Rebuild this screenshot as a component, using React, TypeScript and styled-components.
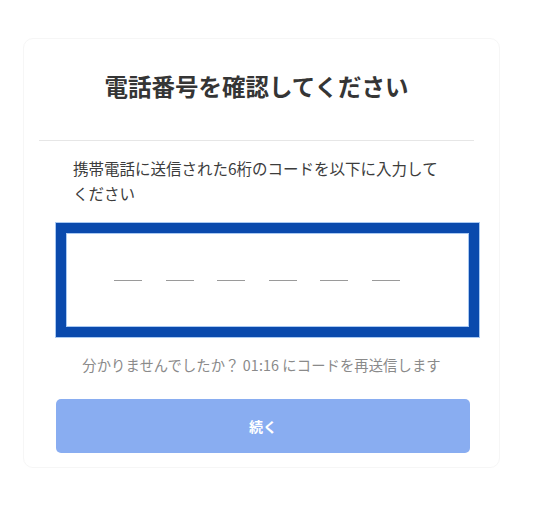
import React from 'react';
import styled, { createGlobalStyle } from 'styled-components';

const GlobalStyle = createGlobalStyle`
  body {
    margin: 0;
    background: #ffffff;
    font-family: "Noto Sans CJK JP", "Noto Sans", "Liberation Sans", sans-serif;
  }
`;

const Page = styled.div`
  padding: 38px 0 0 23px;
`;

const Card = styled.div`
  width: 477px;
  height: 430px;
  box-sizing: border-box;
  border: 1px solid #f6f6f6;
  border-radius: 10px;
  background: #fff;
  display: flex;
  flex-direction: column;
`;

const Title = styled.h1`
  margin: 31px 10px 0 0;
  font-size: 23.5px;
  line-height: 32px;
  font-weight: 700;
  color: #353535;
  text-align: center;
`;

const Divider = styled.hr`
  margin: 38px 25px 0 15px;
  border: none;
  border-top: 1px solid #e6e6e6;
  height: 0;
`;

const Description = styled.p`
  margin: 15px 0 0 49px;
  width: 378px;
  font-size: 15.5px;
  line-height: 25px;
  color: #3c3c3c;
`;

const CodeBox = styled.div`
  margin: 17px 20px 0 32px;
  height: 114px;
  box-sizing: border-box;
  border: 10px solid #0a4aad;
  box-shadow: 0 0 0 1px #a9c9f2, inset 0 0 0 1px #a9c9f2;
  background: #fff;
  display: flex;
  align-items: center;
  padding: 1px 0 0 48px;
  gap: 23.5px;
`;

const Dash = styled.span`
  width: 28px;
  height: 1px;
  background: #9a9a9a;
`;

const Resend = styled.p`
  margin: 18px 0 0;
  font-size: 14.3px;
  line-height: 20px;
  color: #8a8a8a;
  text-align: center;
  letter-spacing: 0.1px;
`;

const ContinueButton = styled.button`
  margin: 24px 29px 0 32px;
  height: 54px;
  border: none;
  border-radius: 5px;
  background: #89adf1;
  color: #fff;
  font-family: inherit;
  font-size: 14px;
  font-weight: 700;
`;

const App: React.FC = () => {
  const digits = [0, 1, 2, 3, 4, 5];
  return (
    <Page>
      <GlobalStyle />
      <Card>
        <Title>電話番号を確認してください</Title>
        <Divider />
        <Description>携帯電話に送信された6桁のコードを以下に入力してください</Description>
        <CodeBox>
          {digits.map((d) => (
            <Dash key={d} />
          ))}
        </CodeBox>
        <Resend>分かりませんでしたか？ 01:16 にコードを再送信します</Resend>
        <ContinueButton>続く</ContinueButton>
      </Card>
    </Page>
  );
};

export default App;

> _GOAL_
Print each line of the material above exactly, with the pictures removed from your copy.

> _RESULT OF THIS TASK_
Rebuild this screenshot as a component, using React, TypeScript and styled-components.
import React from 'react';
import styled, { createGlobalStyle } from 'styled-components';

const GlobalStyle = createGlobalStyle`
  body {
    margin: 0;
    background: #ffffff;
    font-family: "Noto Sans CJK JP", "Noto Sans", "Liberation Sans", sans-serif;
  }
`;

const Page = styled.div`
  padding: 38px 0 0 23px;
`;

const Card = styled.div`
  width: 477px;
  height: 430px;
  box-sizing: border-box;
  border: 1px solid #f6f6f6;
  border-radius: 10px;
  background: #fff;
  display: flex;
  flex-direction: column;
`;

const Title = styled.h1`
  margin: 31px 10px 0 0;
  font-size: 23.5px;
  line-height: 32px;
  font-weight: 700;
  color: #353535;
  text-align: center;
`;

const Divider = styled.hr`
  margin: 38px 25px 0 15px;
  border: none;
  border-top: 1px solid #e6e6e6;
  height: 0;
`;

const Description = styled.p`
  margin: 15px 0 0 49px;
  width: 378px;
  font-size: 15.5px;
  line-height: 25px;
  color: #3c3c3c;
`;

const CodeBox = styled.div`
  margin: 17px 20px 0 32px;
  height: 114px;
  box-sizing: border-box;
  border: 10px solid #0a4aad;
  box-shadow: 0 0 0 1px #a9c9f2, inset 0 0 0 1px #a9c9f2;
  background: #fff;
  display: flex;
  align-items: center;
  padding: 1px 0 0 48px;
  gap: 23.5px;
`;

const Dash = styled.span`
  width: 28px;
  height: 1px;
  background: #9a9a9a;
`;

const Resend = styled.p`
  margin: 18px 0 0;
  font-size: 14.3px;
  line-height: 20px;
  color: #8a8a8a;
  text-align: center;
  letter-spacing: 0.1px;
`;

const ContinueButton = styled.button`
  margin: 24px 29px 0 32px;
  height: 54px;
  border: none;
  border-radius: 5px;
  background: #89adf1;
  color: #fff;
  font-family: inherit;
  font-size: 14px;
  font-weight: 700;
`;

const App: React.FC = () => {
  const digits = [0, 1, 2, 3, 4, 5];
  return (
    <Page>
      <GlobalStyle />
      <Card>
        <Title>電話番号を確認してください</Title>
        <Divider />
        <Description>携帯電話に送信された6桁のコードを以下に入力してください</Description>
        <CodeBox>
          {digits.map((d) => (
            <Dash key={d} />
          ))}
        </CodeBox>
        <Resend>分かりませんでしたか？ 01:16 にコードを再送信します</Resend>
        <ContinueButton>続く</ContinueButton>
      </Card>
    </Page>
  );
};

export default App;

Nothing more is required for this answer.